Gowers then translates this into normal English:
I am sorry to tell you that we have found that there is no spare pair of wires on the cable that would have to be used to connect your house with the exchange. I fear therefore that it is impossible to install a telephone for you (Gowers, 1973: 32).
(The answer to my question is obvious, of course – they’d just use a mobile phone.)
Elsewhere, the book quotes an example which made me laugh out loud. Here it is, in full:
Why do so many writers prefer complexity to simplicity? Officials are far from being the only offenders. It seems to be a morbid condition contracted in early manhood. Children show no signs of it. Here, for example, is the response of a child of ten to an invitation to write an essay on a bird and a beast:
The bird that I am going to write about is the owl. The owl cannot see at all by day and at night is as blind as a bat.

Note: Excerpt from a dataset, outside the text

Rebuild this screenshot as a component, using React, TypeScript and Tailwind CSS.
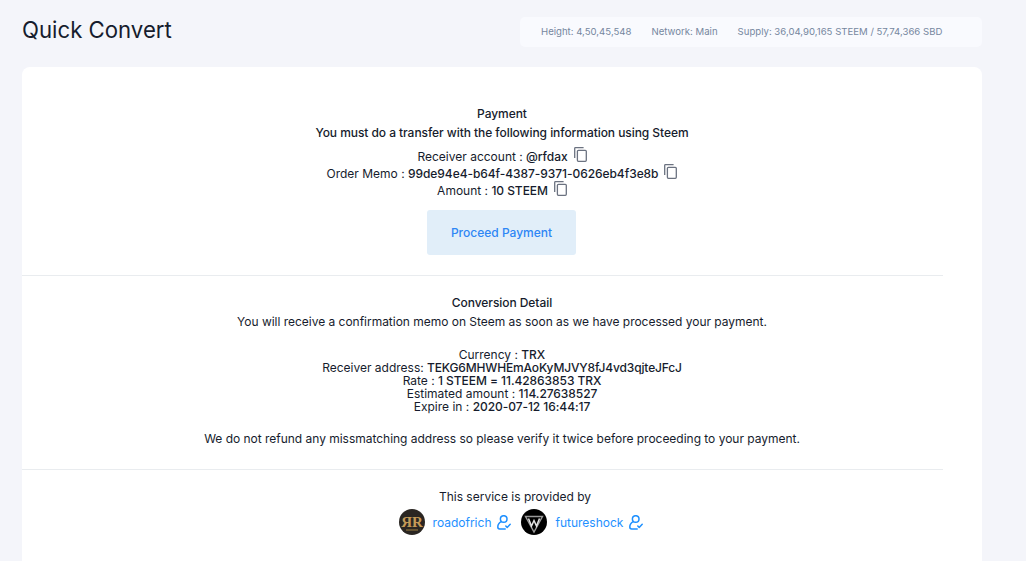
const Copy = ({ className = "" }: { className?: string }) => (
  <svg viewBox="0 0 13 15" className={"inline-block w-[13px] h-[15px] " + className} fill="none" stroke="#6b7280" strokeWidth="1.3">
    <path d="M.7 11V1.4a.7.7 0 0 1 .7-.7H9.6" />
    <rect x="3.4" y="3.3" width="8.9" height="11" rx="1" />
  </svg>
);

const UserCheck = () => (
  <svg viewBox="0 0 14 15" className="w-[14px] h-[15px] shrink-0" fill="none" stroke="#1e90ff" strokeWidth="1.5" strokeLinecap="round" strokeLinejoin="round">
    <circle cx="6.7" cy="4" r="3.3" />
    <path d="M4.4 6.6C2.2 7.6.8 9.4.8 12c0 1.1.7 1.9 1.8 1.9h5.6" />
    <path d="M8.8 11l1.4 1.4 3-3.1" />
  </svg>
);

const Rr = () => (
  <svg viewBox="0 0 26 26" className="w-[26px] h-[26px] shrink-0">
    <circle cx="13" cy="13" r="13" fill="#2a2622" />
    <text x="13" y="18" textAnchor="middle" fontFamily="'Liberation Serif',serif" fontWeight="700" fontSize="15" fill="#c49a57">ЯR</text>
    <path d="M7 21h12" stroke="#7d6638" strokeWidth="1.4" />
  </svg>
);

const Fs = () => (
  <svg viewBox="0 0 26 26" className="w-[26px] h-[26px] shrink-0">
    <circle cx="13" cy="13" r="13" fill="#000" />
    <path d="M4.5 7.5h17L13 23z" fill="none" stroke="#9a9a9a" strokeWidth="1.4" />
    <path d="M7.5 9.5l3 7.5 2.5-5.5 2.5 5.5 3-7.5" fill="none" stroke="#e2e2e2" strokeWidth="1.5" />
  </svg>
);

export default function App() {
  return (
    <div className="h-[561px] overflow-hidden bg-[#f4f5fa] pl-[22px] pr-[44px] font-['Inter',sans-serif] text-[12px] leading-[13px] text-[#161c2d]">
      <div className="flex h-[67px]">
        <h1 className="w-[498px] pt-[15px] text-[22.2px] leading-[30px] font-normal text-[#161c2d]">Quick Convert</h1>
        <div className="mt-[17px] flex h-[30px] w-[462px] items-center gap-[20px] rounded-[5px] bg-[#f9fafe] pb-[2px] pl-[21px] text-[9.6px] text-[#76879f]">
          <span>Height: 4,50,45,548</span>
          <span>Network: Main</span>
          <span>Supply: 36,04,90,165 STEEM / 57,74,366 SBD</span>
        </div>
      </div>

      <div className="h-[500px] rounded-t-[8px] bg-white text-center">
        <div className="h-[208px] pt-[40px]">
          <p className="leading-[14px] font-medium tracking-[-0.06px]">Payment</p>
          <p className="mt-[5px] leading-[14px] font-medium tracking-[-0.06px]">You must do a transfer with the following information using Steem</p>
          <div className="mt-[8px] flex flex-col items-center">
            <p className="h-[17px] leading-[17px]">Receiver account : <span className="font-medium tracking-[-0.06px]">@rfdax</span><Copy className="ml-[6px] -mt-[6px] align-middle" /></p>
            <p className="h-[17px] leading-[17px]">Order Memo : <span className="font-medium tracking-[-0.06px]">99de94e4-b64f-4387-9371-0626eb4f3e8b</span><Copy className="ml-[6px] -mt-[6px] align-middle" /></p>
            <p className="h-[17px] leading-[17px]">Amount : <span className="font-medium tracking-[-0.06px]">10 STEEM</span><Copy className="ml-[6px] -mt-[6px] align-middle" /></p>
          </div>
          <button className="mt-[11px] mr-[1px] h-[45px] w-[149px] rounded-[3px] bg-[#e1eef9] text-[12px] font-medium text-[#2e86f5]">Proceed Payment</button>
        </div>
        <div className="w-[921px] border-b border-[#e9ecef]" />

        <div className="h-[193px] pt-[20px]">
          <p className="leading-[14px] font-medium tracking-[-0.06px]">Conversion Detail</p>
          <p className="mt-[5px] leading-[14px] tracking-[-0.02px]">You will receive a confirmation memo on Steem as soon as we have processed your payment.</p>
          <div className="mt-[19px]">
            <p>Currency : <span className="font-medium">TRX</span></p>
            <p>Receiver address: <span className="font-medium tracking-[-0.15px]">TEKG6MHWHEmAoKyMJVY8fJ4vd3qjteJFcJ</span></p>
            <p>Rate : <span className="font-medium tracking-[-0.06px]">1 STEEM = 11.42863853 TRX</span></p>
            <p>Estimated amount : <span className="font-medium tracking-[-0.06px]">114.27638527</span></p>
            <p>Expire in : <span className="font-medium tracking-[-0.06px]">2020-07-12 16:44:17</span></p>
          </div>
          <p className="mt-[19px] leading-[14px] tracking-[-0.02px]">We do not refund any missmatching address so please verify it twice before proceeding to your payment.</p>
        </div>
        <div className="w-[921px] border-b border-[#e9ecef]" />

        <div className="pt-[20px]">
          <p className="pl-[26px] leading-[14px]">This service is provided by</p>
          <div className="mt-[5px] flex items-center justify-center pl-[38px] text-[#1e90ff]">
            <Rr />
            <span className="ml-[8px]">roadofrich</span>
            <span className="ml-[6px]"><UserCheck /></span>
            <span className="ml-[10px]"><Fs /></span>
            <span className="ml-[8px]">futureshock</span>
            <span className="ml-[6px]"><UserCheck /></span>
          </div>
        </div>
      </div>
    </div>
  );
}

I do not know much about the owl, so I will go on to the beast which I am going to choose. It is the cow. The cow is a mammal. It has six sides – right, left, an upper and below. At the back it has a tail on which hangs a brush. With this it sends the flies away so that they do not fall into the milk. The head is for the purpose of growing horns and so that the mouth is to moo with. Under the cow hangs the milk. It is arranged for milking. When people milk, the milk comes and there is never an end to the supply. How the cow does it I have not yet realised, but it makes more and more. The cow has a fine sense of smell; one can smell it far away. This is the reason for the fresh air in the country.
The man cow is call an ox. It is not a mammal. The cow does not each much, but what it eats it eats twice, so that it gets enough. When it is hungry it moos, and when it says nothing it is because its inside is all full up with grass (Gowers, 1973: 69).
Gowers, E. (1973) The Complete Plain Words (2nd rev. edn.) Harmondworth: Penguin.